I haven't seen the film as of yet but from reading the script, above all of us Adrien Brody's character makes you think. We see this young man who's a substitute teacher by choice. He lives in a world of impermanence. It makes you question why someone would choose that for themselves in life, why someone would refuse connections and lasting relationships with fellow humans. His character definitely grapples with issues of abandonment and it all stems from his childhood. Something in this man's life caused him to become a loner--an interesting story albeit upsetting.

3. Since 2010 fans of unbelievably popular TV series NCIS:Los Angeles will recognize you for your regular role as Intelligence Analyst, Nell Jones. When you do a show for this long does the character become a part of you or can you leave it on the set?

-Oh, I leave all that tech jargon up in the Ops center. Nell is much more present than Renée. Nothing gets by her. Renée is a little more space cadet. In all honesty, I'd probably benefit from taking more of Nell home with me.

4. Not only are you in movies and television, you also are a stage performer and made your debut in Second Stage's "Wildflower". Do movies and TV give you the same rush as when you perform in front of a live audience?

-It's a different sort of rush. It's a more personal experience, I think. When you're on stage there's this conversation with the audience; you can kind of gauge your performance with their reactions. The audience tells you if you're pushing with their silence, they tell you if you're on the money with their laughs. With film and TV, you're kind of on your own. You have your scene partner(s) of course but the audience isn't there to keep you honest. I think you have to find it yourself. A good director helps too.

5. I read somewhere that you are a great tap dancer, is that true?

-Well, that's very kind and yes, I've dabbled. I've been tapping since I was a kid. My teacher growing up had a hoofing style so we never wore heeled tap shoes and I'm so thankful for that. It's a more rooted, percussive style that focuses the energy in the feet rather than the upper body. You tap into the floor rather than on the floor. I always say dance was my first love, especially tap. It taught me to listen. It taught me balance, rhythm, patience. And it's just a really good time. I highly recommend it.

6. I know a lot of people that really love their dogs and you are creating a children’s book series around your dog, Hugo, so my guess is that he has a pretty special place in your heart.

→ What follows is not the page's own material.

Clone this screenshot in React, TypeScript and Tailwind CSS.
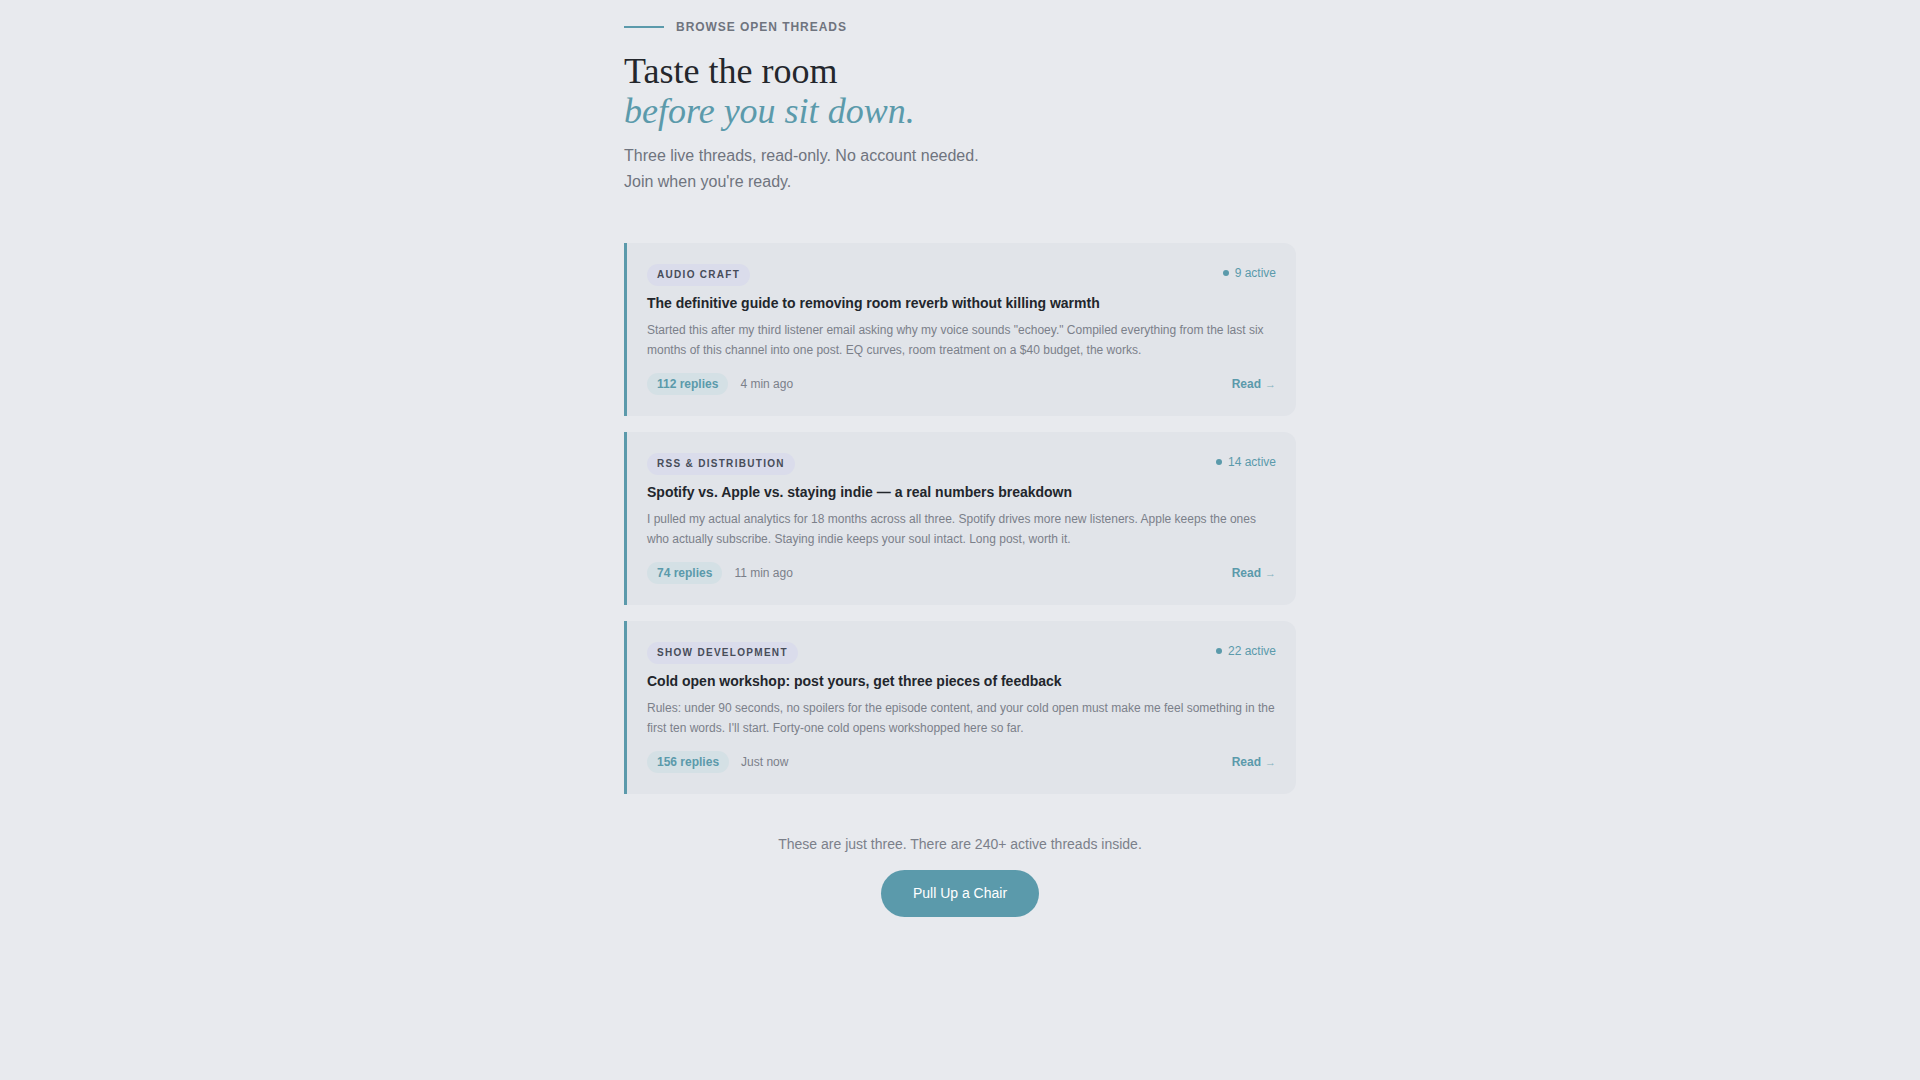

What kind of wild adventures are you going to be getting him into? When do you think these will be hitting the shelves?

-Yes! Hugo is a very bright light in my life and I'm super excited to share cartoon Hugo with the world. In each book, Hugo is introduced to a new sort of activity (yoga, skateboarding, kung fu, etc.) which he meets with fair amount of skepticism. Just like real life Hugo, cartoon Hugo is a smarty pants and thinks he's got it all figured out but with each story, we see him learn, grow and eventually come around to the new idea in his own way. I can't wait to hold a hard copy of the first book of the series. Hoping that will happen sometime in the next year.

7. You seem like a incredibly busy young lady, how do you find the time to do all this and still have time to relax and enjoy your success?

-Oh, I like to sleep. I'm not a morning person so most of these ideas happen in the afternoon/evening hours but don't worry, I can definitely kick back. I actually have lots of downtime with NCIS:LA since my character is used mainly when we shoot on stage. I try to be as productive as I can with my creative ideas but everyone needs a Food Network marathon every once in a while.

8. Is there anything coming up for you, besides the release of “Detachment” next week, that our readers should know about?

-I'm actually developing a short film that I wrote and plan to shoot back in NY over my NCIS:LA hiatus. I'm interested to see where it takes me. My hope is to make something I'm proud of.